The MADE research team has elaborated a conceptual framework around the concept of social transformation and its relation to the occurrence of many forms of migration over time & space. Our starting point was the conceptual framework of ‘migration transitions’ presented by Zelinsky in 1971, which links different phases of demographic change & ‘vital transitions’ to specific migration patterns. The MADE conceptual framework extends Zelinsky’s model by drawing on long-standing and new theoretical approaches towards development, social transformation & modernization in order to understand the ways in which these processes have been analysed across the social sciences & in relation to migration. The framework has defined 5 key dimensions of social transformation (economic, political, cultural, technological and demographic) which in turn break into 5 sub-dimensions.

This framework constitutes the conceptual backbone of the elaborate methodologies for the country case studies & for the quantitative-comparative studies, and provides an analytical structure for the empirical groundwork of the project. For the quantitative-comparative analyses, MADE evaluated the contested relation between dimensions of (1) social transformation & development and (2) patterns & trends of migration. Most notably, MADE focused on the role of income levels & economic development, inequality, education, demographic transitions, urbanization, political conflict & violence. For the country case-studies, MADE has selected 6 countries: Brazil, Ethiopia, Italy, Japan, Morocco, & the Netherlands. Each case study has 2 components each: A country-level analysis of migration trends & social transformations at the national level, as well as a within-country empirical study on the migration & social transformation history of a particular town to grasp the detailed dynamics at play. MADE has prepared an internal Methodology Guidelines document presenting the rationale for the selection of these countries and the within-country areas and it has also compiled a comprehensive list of indicators for the 6 countries that allow a quantitative-comparative measurement of the key sub-dimensions & their relation to changing trends and different patterns, volumes & trends of internal & international migration.

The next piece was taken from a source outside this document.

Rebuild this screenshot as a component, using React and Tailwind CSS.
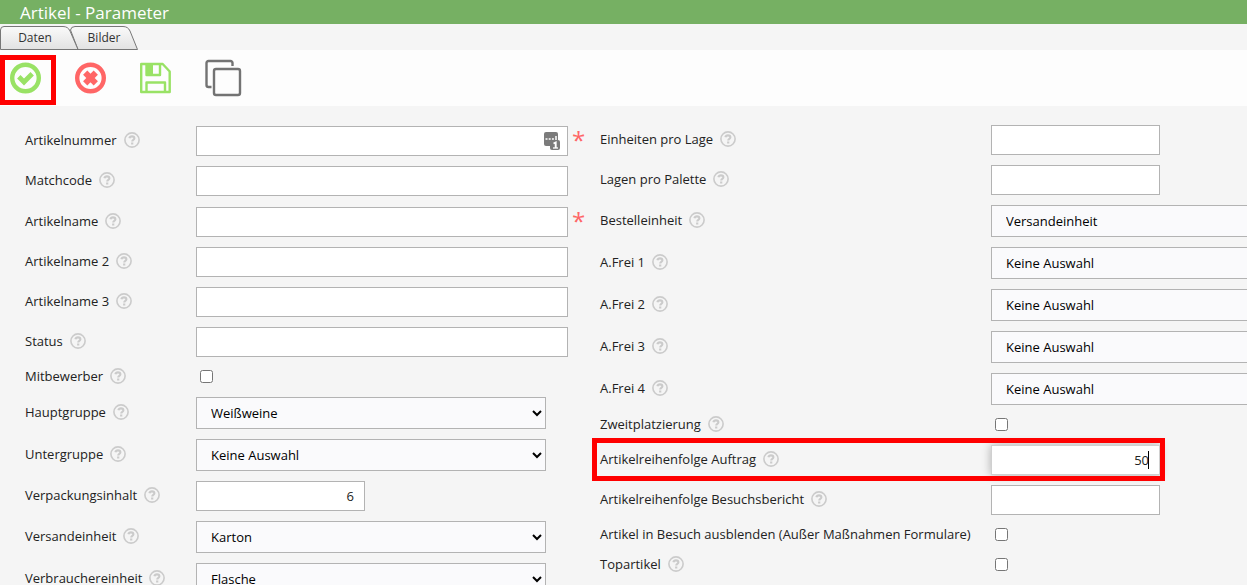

While much work in the MADE project is still in progress, a number of key insights are emerging from the project. The main substantive insight is the need to rethink migration as an intrinsic part of broader processes of social transformation & development rather than a ‘function’ of push-pull forces or the international income and welfare inequalities. MADE highlights that development, not poverty, drives migration. This is a rather radical departure of common ways of conceiving migration based on push-pull and neoclassical migration models. Evidence generated by MADE corroborates that the fundamental economic, technological, demographic, cultural and political changes associated to modernization tend to increase people’s tendency to migrate. This is because this complex of changes—also known as ‘development’ in parts of the literature—tend to increase people’s capabilities as well as aspirations to migrate. For instance, our paper Formal Education and Migration Aspirations in Ethiopia (forthcoming in Population and Development Review) finds that even completing primary levels of education increases the aspiration to live elsewhere. In another key paper, Social transformation and migration: An empirical inquiry, we corroborate the idea that there is an inverted U-shaped relation between processes of development & emigration. This challenges push-pull models and confirms ‘transition theories,’ which hypothesize that development & social transformation initially tend to boost emigration. Another finding shows that demographic factors only play an indirect role in migration processes. Finally, the analyses also suggest that rural-to-urban m

Final results

The MADE team will contribute a set of papers to present the theoretical, methodological and empirical findings during the course of the MADE project. A conceptual paper, preliminary entitled ‘Universal and substantive dimensions of social transformation’, is aimed at migration scholars. However, given the broad societal applications of our conceptual framework, it is also aimed at social scientists. The paper will define social transformation, its key characteristics in relation to time and space, and its operationalization in 5 dimensions & 25 sub-dimensions.

The ‘Methodology Guidelines’ present the elaborate methodology we developed to investigate the reciprocal relations between social transformation, which tackles three fundamental issues: (1) Identification of social transformations, their difference from social change or development, as well as their subdivision in five dimensions (economic, political, cultural, technological and demographic); (2) Observation & accounting for variation in social transformation mechanisms in terms of nature & speed; and (3) Identification of novel approaches to link macro-level changes & micro-level behaviour. The Guidelines also present the rationale for the selection of the case study countries and the within-country areas and include a comprehensive list of indicators for the 6 countries that allow a quantitative-comparative measurement of the key sub-dimensions & their relation to changing trends and different patterns, volumes & trends of internal & international migration.

In addition to the two quantitative articles previously mentioned, ‘Social transformation and migration: An empirical inquiry’ and ‘Formal Education and Migration Aspirations in Ethiopia,’ the team is working on other quantitative-comparative papers. A paper is planned to measure the effects of political transformations, e.g. conflict, authoritarianism, and another on the role of development (aid) on shaping trends and patterns of migration.

To present the work of the country case-studies, the MADE team will publish two papers for each case: one paper will present long-term national-level social transformations and their relation to the various forms of migration observed over the 19th and 20th centuries; a second paper will present the empirical study of a specific town as it underwent the latest social transformation and a shift in migration dynamics. Thus, the country case-studies will generate a total of 12 empirical papers.

The MADE team will produce a comparative paper based on the six country case studies to draw from the ample empirical evidence and make theoretical contributions. This paper will also draw from the insights gained from the quantitative papers as to produce a set of key insights. Going forward in the project, the MADE team also aims to begin dissemination activities through project briefings, keynote addresses, guest lectures and presentations at seminars, workshops and conferences.